I’ve had a very chequered career.
Its included working in a morgue, digging holes for a living, shifting heavy things onto trucks and off them again, selling advertising space, writing press-releases, and being a Solicitor of the Supreme Court (in America you’d call that being a lawyer). I’ve done other stuff too.
When people behave badly I find it ridiculous and I can’t resist making fun of it. Most people at the workplace who behave badly are bosses. Maybe that’s why I’ve been sacked from so many jobs.
I love socialising and being with people. That’s as well, because writing is a very solitary activity. If you’re having a party, invite me along, because I’m a party animal!
I’ve always been someone who liked to tell a tale and make people laugh. It was natural that my writing would develop that way.
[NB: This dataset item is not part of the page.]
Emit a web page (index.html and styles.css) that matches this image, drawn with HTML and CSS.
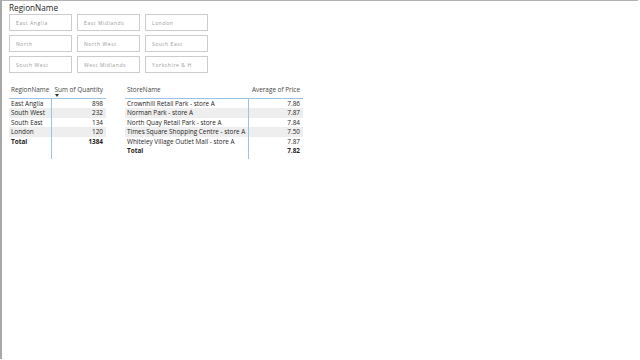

In fact, it was kind of inevitable.
I began my writing career fully intending to write serious horror novels, but time and time again I found that someone was sabotaging my best efforts to be serious in my writing.
That person was me.
I’d be in the middle of a really grim passage describing a gruesome death and I’d get a funny thought in my head and have to write it down, and suddenly the gruesome scene would take on a comedic tone.
At first I tried to resist it, but later I learnt that the best thing to do was to just go with it.
I didn’t find out the reason why I did this, until a couple of weeks ago, when a friend of mine told me he’d taken a personality test and he’d been amazed by how accurate the results were. I was intrigued, so I took the same test myself.
The result I got was that I’m an ENFP.
Want to know what that is? Here’s a link to the explanation: http://www.humanmetrics.com/personality/enfp
Note the paragraph about the ‘silly switch’ that ENFP’s have which turns them into ‘Captain Wildchild’.
I guess I must have that switch!
If you want to know anything else about me, just ask!
My first dark, comedic horror novel, “Celebrity Chef Zombie apocalypse” is to be published May 28th 2016 by Kensington Gore Publishers. It’s a tale of true love, zombies, sex, cooking, cannibalism, depraved sex, and chasseur sauce.
I have a wife and two daughters who can’t be named for legal reasons.
I live in the town of Huddersfield, which is in West Yorkshire , England.
How old am I? I’m not saying. Take a wild guess.